Dear John: Although I admire your quest to get information on the Plunge Protection Team, I’m not sure why you are doing so. Seems to me, if you consider it OK – in the public interest, as you say, – for the PPT to intervene in some emergencies, then you essentially consider it OK to intervene at all times.
Because who determines what a real emergency is? Where do you draw the line? You either believe in a free market or you don’t. I.G.
Dear I.G.: I’ve wrestled with this question, and I don’t think I’ve come up with a perfect answer – but perhaps a satisfactory one.
If outside forces are threatening our financial stability, then I think it’s okay for the government to intervene in the markets. Thus I believe it was right for Washington to stabilize the stock market – as I think it did – after 9/11.

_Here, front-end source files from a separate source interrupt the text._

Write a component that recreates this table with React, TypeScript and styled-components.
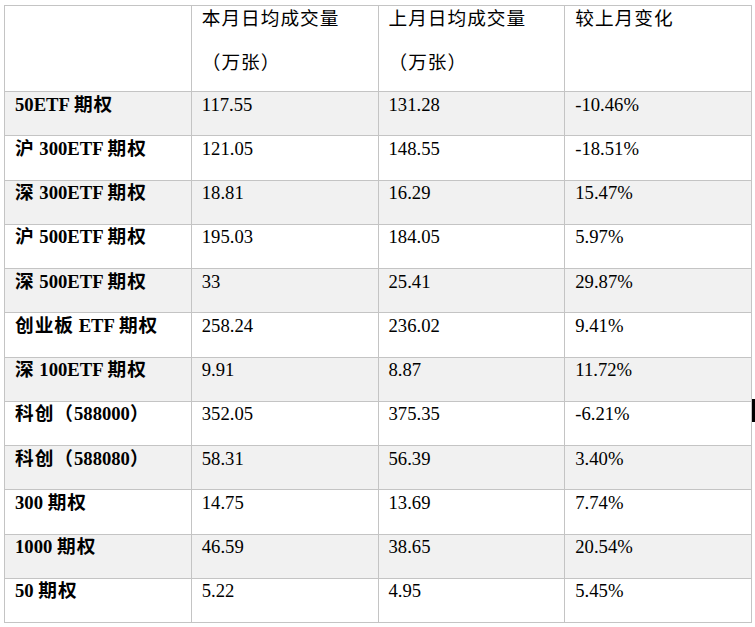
import React from "react";
import styled, { createGlobalStyle } from "styled-components";

const GlobalStyle = createGlobalStyle`
  html, body {
    margin: 0;
    padding: 0;
    background: #ffffff;
  }
  body {
    font-family: "Liberation Serif", "Noto Sans CJK SC", serif;
    color: #000000;
  }
`;

const Page = styled.div`
  position: relative;
  width: 755px;
  height: 627px;
  padding: 5px 0 0 4px;
  box-sizing: border-box;
  overflow: hidden;
`;

const Grid = styled.div`
  display: grid;
  width: 748px;
  grid-template-columns: repeat(4, 1fr);
  grid-template-rows: 86px repeat(12, 44.25px);
  border-top: 1px solid #c4c4c4;
  border-left: 1px solid #c4c4c4;
  box-sizing: border-box;
`;

const Cell = styled.div<{ $shade?: boolean; $bold?: boolean }>`
  background: ${(p) => (p.$shade ? "#f1f1f1" : "#ffffff")};
  border-right: 1px solid #c4c4c4;
  border-bottom: 1px solid #c4c4c4;
  padding: 1.5px 8px 0 10px;
  font-size: 18.67px;
  font-weight: ${(p) => (p.$bold ? 700 : 400)};
  overflow: hidden;
  white-space: nowrap;
`;

const Para = styled.p`
  margin: 0 0 22px 0;
  line-height: 22px;
`;

const Cjk = styled.span`
  letter-spacing: 1px;
`;

const Caret = styled.div`
  position: absolute;
  left: 752px;
  top: 399px;
  width: 3px;
  height: 23px;
  background: #000000;
`;

const cjkRe = /([\u3000-\u9fff\uff00-\uffef]+)/;

const Txt: React.FC<{ text: string }> = ({ text }) => (
  <>
    {text.split(cjkRe).map((part, i) =>
      cjkRe.test(part) ? <Cjk key={i}>{part}</Cjk> : <React.Fragment key={i}>{part}</React.Fragment>
    )}
  </>
);

const header: string[][] = [
  [],
  ["本月日均成交量", "（万张）"],
  ["上月日均成交量", "（万张）"],
  ["较上月变化"],
];

const rows: [string, string, string, string][] = [
  ["50ETF 期权", "117.55", "131.28", "-10.46%"],
  ["沪 300ETF 期权", "121.05", "148.55", "-18.51%"],
  ["深 300ETF 期权", "18.81", "16.29", "15.47%"],
  ["沪 500ETF 期权", "195.03", "184.05", "5.97%"],
  ["深 500ETF 期权", "33", "25.41", "29.87%"],
  ["创业板 ETF 期权", "258.24", "236.02", "9.41%"],
  ["深 100ETF 期权", "9.91", "8.87", "11.72%"],
  ["科创（588000）", "352.05", "375.35", "-6.21%"],
  ["科创（588080）", "58.31", "56.39", "3.40%"],
  ["300 期权", "14.75", "13.69", "7.74%"],
  ["1000 期权", "46.59", "38.65", "20.54%"],
  ["50 期权", "5.22", "4.95", "5.45%"],
];

export default function App() {
  return (
    <>
      <GlobalStyle />
      <Page>
        <Grid>
          {header.map((lines, i) => (
            <Cell key={`h${i}`}>
              {lines.map((l, j) => (
                <Para key={j}>
                  <Txt text={l} />
                </Para>
              ))}
            </Cell>
          ))}
          {rows.map((r, ri) =>
            r.map((v, ci) => (
              <Cell key={`${ri}-${ci}`} $shade={ri % 2 === 0} $bold={ci === 0}>
                <Para>
                  <Txt text={v} />
                </Para>
              </Cell>
            ))
          )}
        </Grid>
        <Caret />
      </Page>
    </>
  );
}
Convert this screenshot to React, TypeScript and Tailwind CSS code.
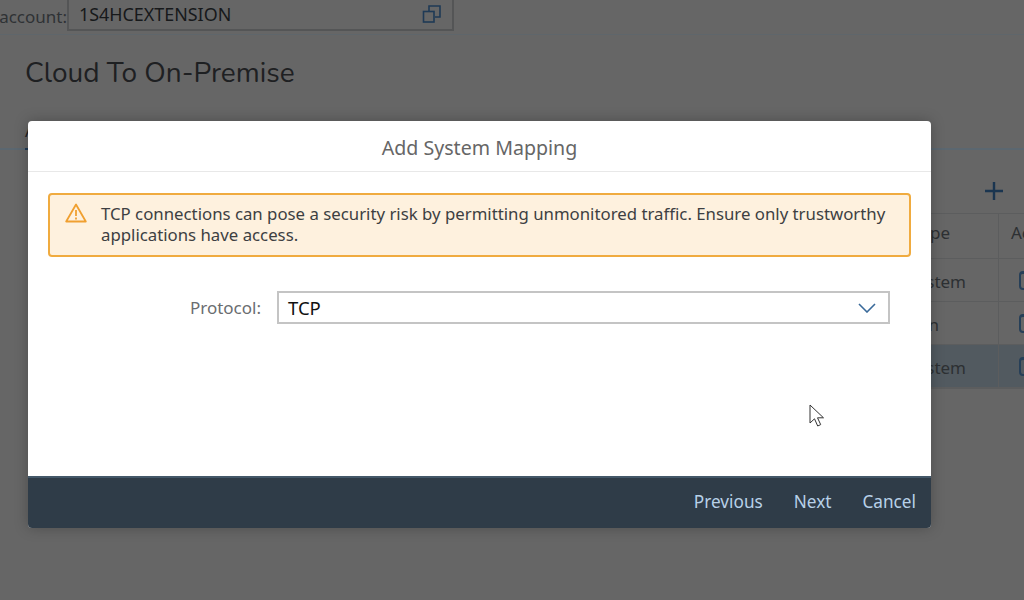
import React from "react";

function Row({ text, pad, tint }: { text: string; pad: string; tint?: boolean }) {
  return (
    <div className={`flex h-[43px] border-b border-[#5c5d5e] ${tint ? "bg-[#525a60]" : ""}`}>
      <div className={`flex-1 flex items-center justify-end pt-[3px] ${pad} border-r border-[#5c5d5e] text-[17px] text-[#2d3033]`}>{text}</div>
      <div className="w-[25px] flex items-center pl-[20px] overflow-hidden">
        <div className="w-[12px] h-[19px] shrink-0 border-2 border-t-[3px] border-[#263f58] rounded-sm" />
      </div>
    </div>
  );
}

export default function App() {
  return (
    <div className="relative w-[1024px] h-[600px] overflow-hidden bg-[#666666] font-['Noto_Sans','Open_Sans',sans-serif]">
      <div className="flex items-center h-[35px] border-b border-[#5f666b]">
        <span className="text-[17px] text-[#2f3235] w-[67px] overflow-hidden whitespace-nowrap flex justify-end">account:</span>
        <div className="flex items-center justify-between w-[387px] h-[31px] -mt-[4px] border-2 border-[#545556] border-t-0 pl-[10px] pr-[10px] text-[#17191b] text-[17.9px]">
          <span>1S4HCEXTENSION</span>
          <svg width="20" height="20" viewBox="0 0 20 20" fill="none" stroke="#1f3a56" strokeWidth="1.6">
            <rect x="1.5" y="7.5" width="10.5" height="10.5" />
            <path d="M7 7V2h11v11h-5" />
          </svg>
        </div>
      </div>
      <h1 className="mt-[20px] ml-[25px] text-[28px] leading-[36px] text-[#1e2022] font-['Nunito','Lato',sans-serif]">Cloud To On-Premise</h1>
      <div className="h-[59px] flex items-end pl-[25px] border-b-2 border-[#5b6770] text-[17px] text-[#1e2022]">
        <span className="-mb-[2px] h-[32px] border-b-2 border-[#1f3a56]">All</span>
      </div>
      <div className="flex justify-end mt-[23px] pr-[21px] h-[36px] items-center text-[#1a3550]">
        <svg width="18" height="18" viewBox="0 0 18 18" stroke="currentColor" strokeWidth="2.4">
          <path d="M9 0v18M0 9h18" />
        </svg>
      </div>
      <div className="ml-[28px] mt-[4px] border-y border-[#5c5d5e]">
        <div className="flex h-[45px] border-b border-[#5c5d5e]">
          <div className="flex-1 flex items-center justify-end pb-[6px] pr-[48px] border-r border-[#5c5d5e] text-[17px] text-[#2d3033]">pe</div>
          <div className="w-[25px] flex items-center pb-[6px] pl-[12px] text-[17px] text-[#2d3033] overflow-hidden">Ac</div>
        </div>
        <Row text="stem" pad="pr-[32px]" />
        <Row text="n" pad="pr-[59px]" />
        <Row text="stem" pad="pr-[32px]" tint />
      </div>

      <div className="absolute left-[28px] top-[121px] w-[903px] h-[407px] flex flex-col rounded-[4px] overflow-hidden bg-white shadow-[0_0_14px_rgba(0,0,0,0.25)]">
        <div className="h-[51px] shrink-0 flex items-center justify-center pt-[4px] border-b border-[#e8e8e8] text-[19.6px] text-[#666666]">Add System Mapping</div>
        <div className="flex-1 flex flex-col px-[20px] pt-[21px]">
          <div className="flex gap-[14px] h-[64px] pl-[15px] pr-[20px] pt-[8px] border-2 border-[#f0ab3f] rounded-[4px] bg-[#fef1de] text-[#3d3f42] text-[16.8px] leading-[21px]">
            <svg className="shrink-0" width="22" height="20" viewBox="0 0 22 20" fill="none" stroke="#f0a030" strokeWidth="1.8" strokeLinejoin="round">
              <path d="M11 1.5 1.2 18.5h19.6Z" />
              <path d="M11 7v6M11 14.5v2" />
            </svg>
            <p>TCP connections can pose a security risk by permitting unmonitored traffic. Ensure only trustworthy applications have access.</p>
          </div>
          <div className="flex items-center mt-[34px] pr-[21px]">
            <span className="w-[213px] text-right text-[17px] text-[#6a6d70]">Protocol:</span>
            <div className="ml-[16px] flex-1 h-[33px] flex items-center justify-between pl-[9px] pr-[12px] border-2 border-[#c4c4c4] text-[18.5px] text-[#111111]">
              <span>TCP</span>
              <svg width="18" height="10" viewBox="0 0 18 10" fill="none" stroke="#3a6a9a" strokeWidth="1.6">
                <path d="M1 1l8 8 8-8" />
              </svg>
            </div>
          </div>
        </div>
        <div className="h-[52px] shrink-0 flex items-center justify-end gap-[31px] pb-[2px] pr-[15px] bg-[#2f3c48] border-t-2 border-[#445869] text-[17.2px] text-[#b8d1e8]">
          <span>Previous</span>
          <span>Next</span>
          <span>Cancel</span>
        </div>
      </div>

      <svg className="absolute left-[809px] top-[404px]" width="17" height="25" viewBox="0 0 17 25" fill="#ffffff" stroke="#333333" strokeWidth="1">
        <path d="M1 1v18l4.5-4.2 3.2 7.2 3-1.4-3.2-6.8h6Z" />
      </svg>
    </div>
  );
}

Or, if some sort of financial terrorism was being waged against the U.S. -then that, too, would be adequate reason for a temporary response.
The Plunge Protection Team is really called the President’s Working Group on Financial Markets and – while it acts in secret – I think it was chartered to come to Wall Street’s rescue.
But I believe there is the real possibility that a group like this will be abused. You make a good point: Who gets to decide when there’s an emergency? Is there one, for instance, if a stock market decline threatens an incumbent president’s chances of staying in the White House?
That is why I believe the actions of the Working Group need to have a light shone on them.
Dear John: After reading your column I thought I would do something I have never done before. I said, let me write to him and see if he can give me any help.
First, a little background: in 1986 at the age of 21, I was sentenced to 25 years to life for trying to prove my innocence of a crime in Staten Island.
I was found guilty of robbery and burglary. I wasn’t caught doing the crime. And the complainant could not I.D. me, and said “all blacks look alike.” The District Attorney got a drug-using dude to finger me. His fingerprints were found at the crime scene, but the D.A. allowed him to plead guilty and he got 1½ to 3 years. Can you help? R.M.
Dear R.M.: You do realize that this is a financial column, don’t you?
Now if you had told me you robbed someone and wanted to know how the money should be invested, I might have been able to help. But what do I know about the criminal justice system in Staten Island? How am I going to get this by my editor without him rubbing his chin and saying “Crudele, you’ve gone too far again.” (The last time was when I covered a doggie fashion show.)
However, if any lawyer out there in Staten Island feels like spending time on your case, he or she can contact me and I will pass along their name and number.
Good luck. And, hey, think long-term investments for all the money you are earning in the can.